E ha mai provato a giocare a calcio?
«Sono una schiappa, me la cavo con i palleggi. Però ricordo una partita in parrocchia, ero a centrocampo e avrei voluto fare un assist: mi uscì un pallonetto clamoroso che finì sotto l’incrocio. Il momento di gloria l’ho avuto!».
Se pensa al calcio cosa le viene in mente?
«Roberto Baggio davanti al rigore sbagliato a Usa ’94: non è da un calcio di rigore che si giudica un giocatore. Anch’io una volta mi sono sentito un po’ Baggio, quando durante un concerto a Hong Kong ho dovuto alzare le mani dal pianoforte per un errore tecnico».
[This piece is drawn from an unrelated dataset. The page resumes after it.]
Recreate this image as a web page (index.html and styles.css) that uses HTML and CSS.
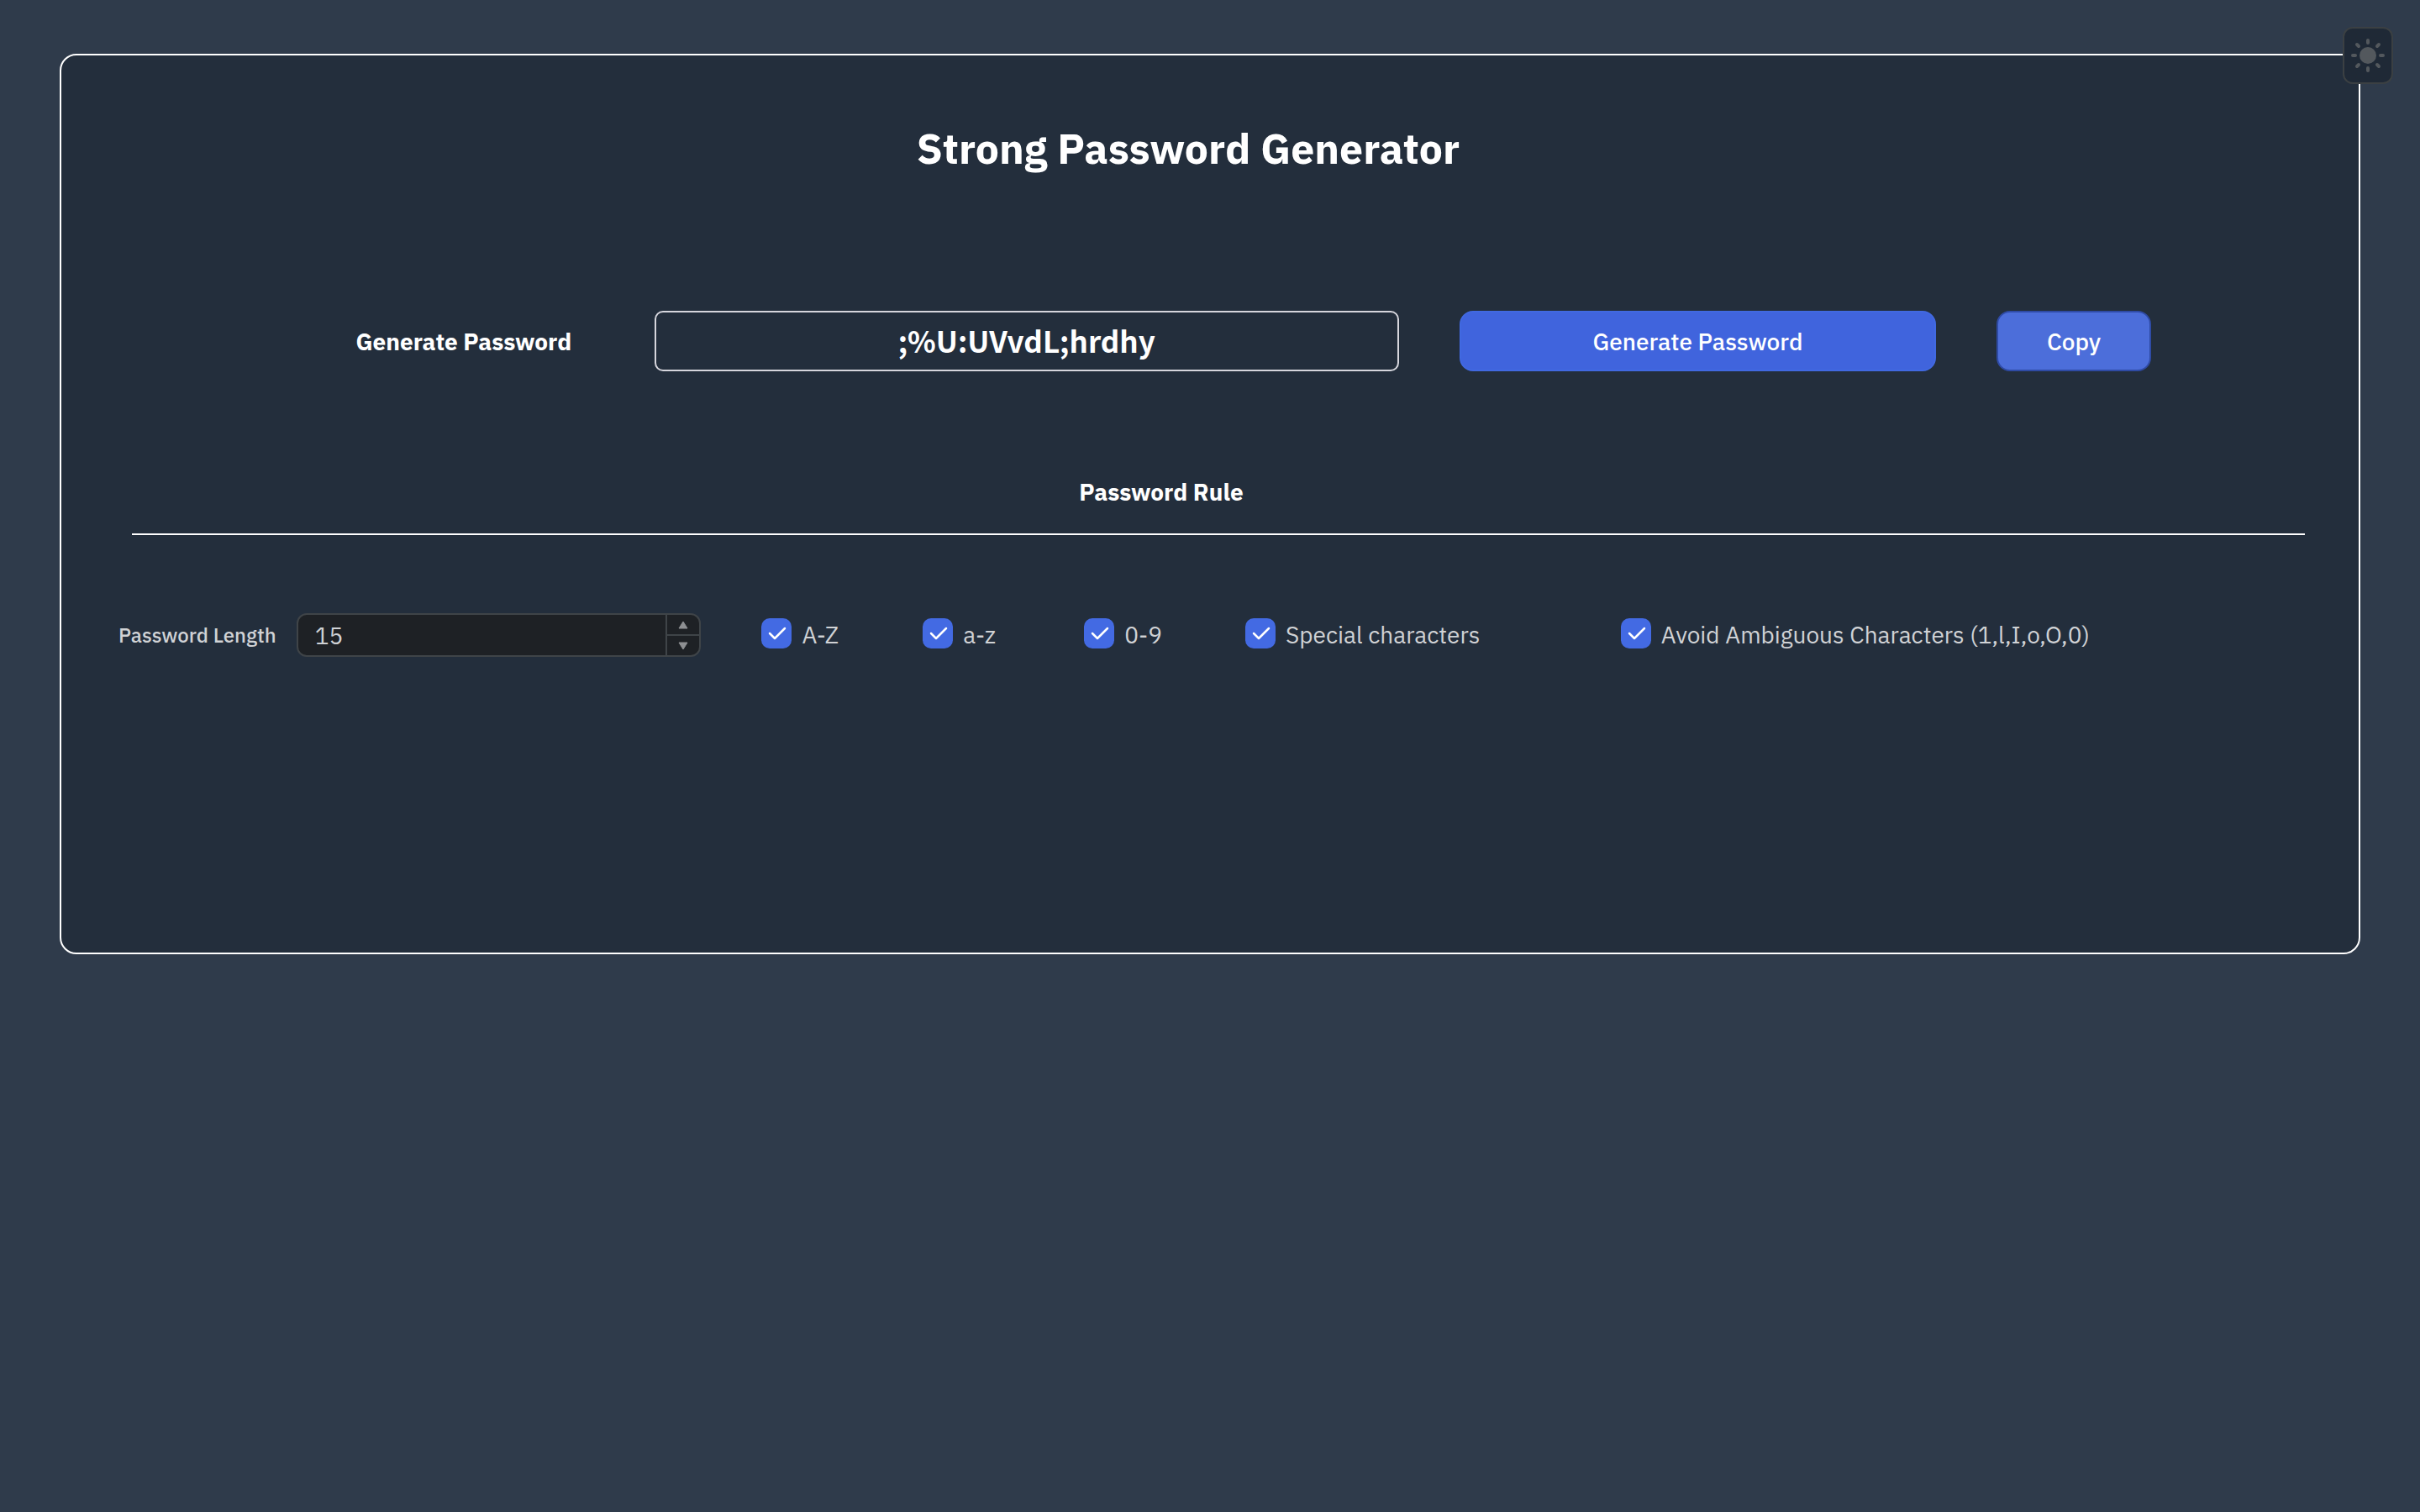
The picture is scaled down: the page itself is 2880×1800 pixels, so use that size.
FILE: index.html
```html
<!DOCTYPE html>
<html lang="en">
<head>
<meta charset="utf-8">
<meta name="viewport" content="width=device-width, initial-scale=1">
<title>Strong Password Generator</title>
<link rel="stylesheet" href="styles.css">
</head>
<body>
<button class="theme-toggle" type="button" aria-label="Toggle theme">
  <svg width="40" height="40" viewBox="0 0 40 40" aria-hidden="true">
    <circle cx="20" cy="20" r="10" fill="currentColor"/>
    <path d="M20 2v3M20 35v3M2 20h3M35 20h3M7 7l2 2M31 31l2 2M7 33l2-2M31 9l2-2" fill="none" stroke="currentColor" stroke-width="4" stroke-linecap="round"/>
  </svg>
</button>
<main class="card">
  <h1 class="title">Strong Password Generator</h1>
  <div class="generator">
    <label class="generator-label" for="password">Generate Password</label>
    <input class="password" id="password" type="text" value=";%U:UVvdL;hrdhy" readonly>
    <button class="button" type="button">Generate Password</button>
    <button class="button button-copy" type="button">Copy</button>
  </div>
  <h2 class="subtitle">Password Rule</h2>
  <hr class="divider">
  <div class="rules">
    <label class="length-label" for="length">Password Length</label>
    <div class="number">
      <input class="number-input" id="length" type="number" value="15">
      <div class="stepper">
        <button class="step" type="button" aria-label="Increase"><svg width="12" height="10" viewBox="0 0 12 10" aria-hidden="true"><path d="M6 1l5 8H1z" fill="currentColor" stroke="currentColor" stroke-linejoin="round"/></svg></button>
        <button class="step" type="button" aria-label="Decrease"><svg width="12" height="10" viewBox="0 0 12 10" aria-hidden="true"><path d="M6 9L1 1h10z" fill="currentColor" stroke="currentColor" stroke-linejoin="round"/></svg></button>
      </div>
    </div>
    <label class="check"><input type="checkbox" checked>A-Z</label>
    <label class="check"><input type="checkbox" checked>a-z</label>
    <label class="check"><input type="checkbox" checked>0-9</label>
    <label class="check"><input type="checkbox" checked>Special characters</label>
    <label class="check"><input type="checkbox" checked>Avoid Ambiguous Characters (1,l,I,o,O,0)</label>
  </div>
</main>
</body>
</html>
```
FILE: styles.css
```css
* {
  box-sizing: border-box;
}

body {
  margin: 0;
  min-height: 100vh;
  padding: 64px 71px;
  background: #2f3b4b;
  color: #fff;
  font-family: "IBM Plex Sans", "Noto Sans", sans-serif;
  font-size: 28px;
}

button,
input {
  margin: 0;
  font: inherit;
}

.theme-toggle {
  position: absolute;
  top: 32px;
  right: 32px;
  display: grid;
  place-items: center;
  width: 60px;
  height: 68px;
  padding: 0;
  border: 2px solid #3b4043;
  border-radius: 12px;
  background: #1f2936;
  color: #53585d;
}

.card {
  padding: 71px 64px 352px;
  border: 2px solid #fff;
  border-radius: 20px;
  background: #232e3c;
}

.title {
  margin: 0 52px 153px 0;
  font-size: 50px;
  font-weight: 700;
  line-height: 80px;
  text-align: center;
}

.generator {
  display: grid;
  grid-template-columns: 310fr 887fr 568fr 184fr;
  column-gap: 72px;
  padding: 0 183px 0 260px;
}

.generator-label {
  align-self: center;
  font-weight: 700;
  text-align: center;
  white-space: nowrap;
}

.password {
  width: 100%;
  height: 72px;
  padding: 0 12px 4px;
  border: 2px solid #d6d6dd;
  border-radius: 10px;
  background: transparent;
  color: #fff;
  font-family: "Noto Sans CJK SC", "Noto Sans", sans-serif;
  font-size: 35px;
  font-weight: 700;
  text-align: center;
}

.button {
  height: 72px;
  padding: 0;
  border: 2px solid #4169e1;
  border-radius: 16px;
  background: #4064dd;
  color: #fff;
  font-weight: 500;
}

.button-copy {
  border-color: #2f4ba5;
  background: #4c6eda;
}

.subtitle {
  margin: 120px 116px 0 0;
  font-size: 28px;
  font-weight: 700;
  line-height: 48px;
  text-align: center;
}

.divider {
  height: 2px;
  margin: 25px 0 93px 20px;
  border: 0;
  background: #fff;
}

.rules {
  display: grid;
  grid-template-columns: 188fr 434fr 120fr 120fr 120fr 375fr 815fr;
  column-gap: 72px;
  align-items: center;
  padding-left: 4px;
  color: #d0d2d5;
}

.length-label {
  font-size: 24px;
  font-weight: 500;
  white-space: nowrap;
}

.number {
  display: flex;
  height: 52px;
  margin-left: -48px;
  border: 2px solid #3f4448;
  border-radius: 12px;
  background: #1e2125;
  overflow: hidden;
}

.number-input {
  flex: 1;
  min-width: 0;
  padding: 0 20px;
  border: 0;
  background: transparent;
  color: inherit;
  appearance: textfield;
}

.number-input::-webkit-inner-spin-button {
  appearance: none;
}

.stepper {
  display: flex;
  flex-direction: column;
  width: 40px;
  border-left: 2px solid #3f4448;
}

.step {
  display: grid;
  flex: 1;
  place-items: center;
  padding: 0;
  border: 0;
  background: transparent;
  color: #8e9093;
}

.step + .step {
  border-top: 2px solid #3f4448;
}

.check {
  display: flex;
  gap: 12px;
  align-items: center;
  line-height: 36px;
  white-space: nowrap;
}

.check input {
  flex: none;
  width: 36px;
  height: 36px;
  margin-bottom: 4px;
  border-radius: 10px;
  appearance: none;
  background: #436ae3;
}

.check input:checked {
  background: #436ae3 url("data:image/svg+xml,%3Csvg xmlns='http://www.w3.org/2000/svg' viewBox='0 0 36 36'%3E%3Cpath d='M10 18l6 6L28 12' fill='none' stroke='white' stroke-width='2.5' stroke-linecap='round' stroke-linejoin='round'/%3E%3C/svg%3E");
}
```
Baggio l’ha perdonato più o meno l’Italia intera, a lei come è andata?
«Ho sentito tanti applausi d’incoraggiamento. Questo per dire che tutti abbiamo vissuto delle difficoltà, il calcio è dentro ognuno di noi nel confronto quotidiano con la vittoria o la sconfitta».
Hong Kong, Tokyo, Kyoto… Lei è sempre più esportato in Oriente, un po’ come sta avvenendo al nostro calcio. Cosa ne pensa?
«L’Oriente è portatore di un messaggio che è nuovo per l’Occidente capitalista. Basti pensare al kendo: se si colpisce l’avversario in maniera corretta ma il movimento viene fatto senza passione, il punto non viene assegnato».
A gennaio in un’intervista alla Gazzetta disse che puntava a correre 7 km al giorno. Ce l’ha fatta?
«Sono arrivato a 10, quando gli impegni me lo permettono. Mi aiuta per l’elasticità della muscolatura, cosa fondamentale per chi suona il pianoforte».
E dopo quest’altra intervista, non le è venuta voglia di giocare a pallone?
«A dire la verità vorrei affrontare il kendo e anche il tiro con l’arco. In Giappone sono considerati arti marziali che richiedono uno stato di concentrazione estrema. È un aspetto affascinante che ritrovo nel pianoforte e nella direzione d’orchestra».
Allora non c’è proprio niente da fare?
«Prometto che comincerò a tenermi aggiornato sulla Serie A. Intanto sarò negli stadi con la mia musica, e quando ci sarà l’occasione andrò anche a vedere qualche partita». Generoso.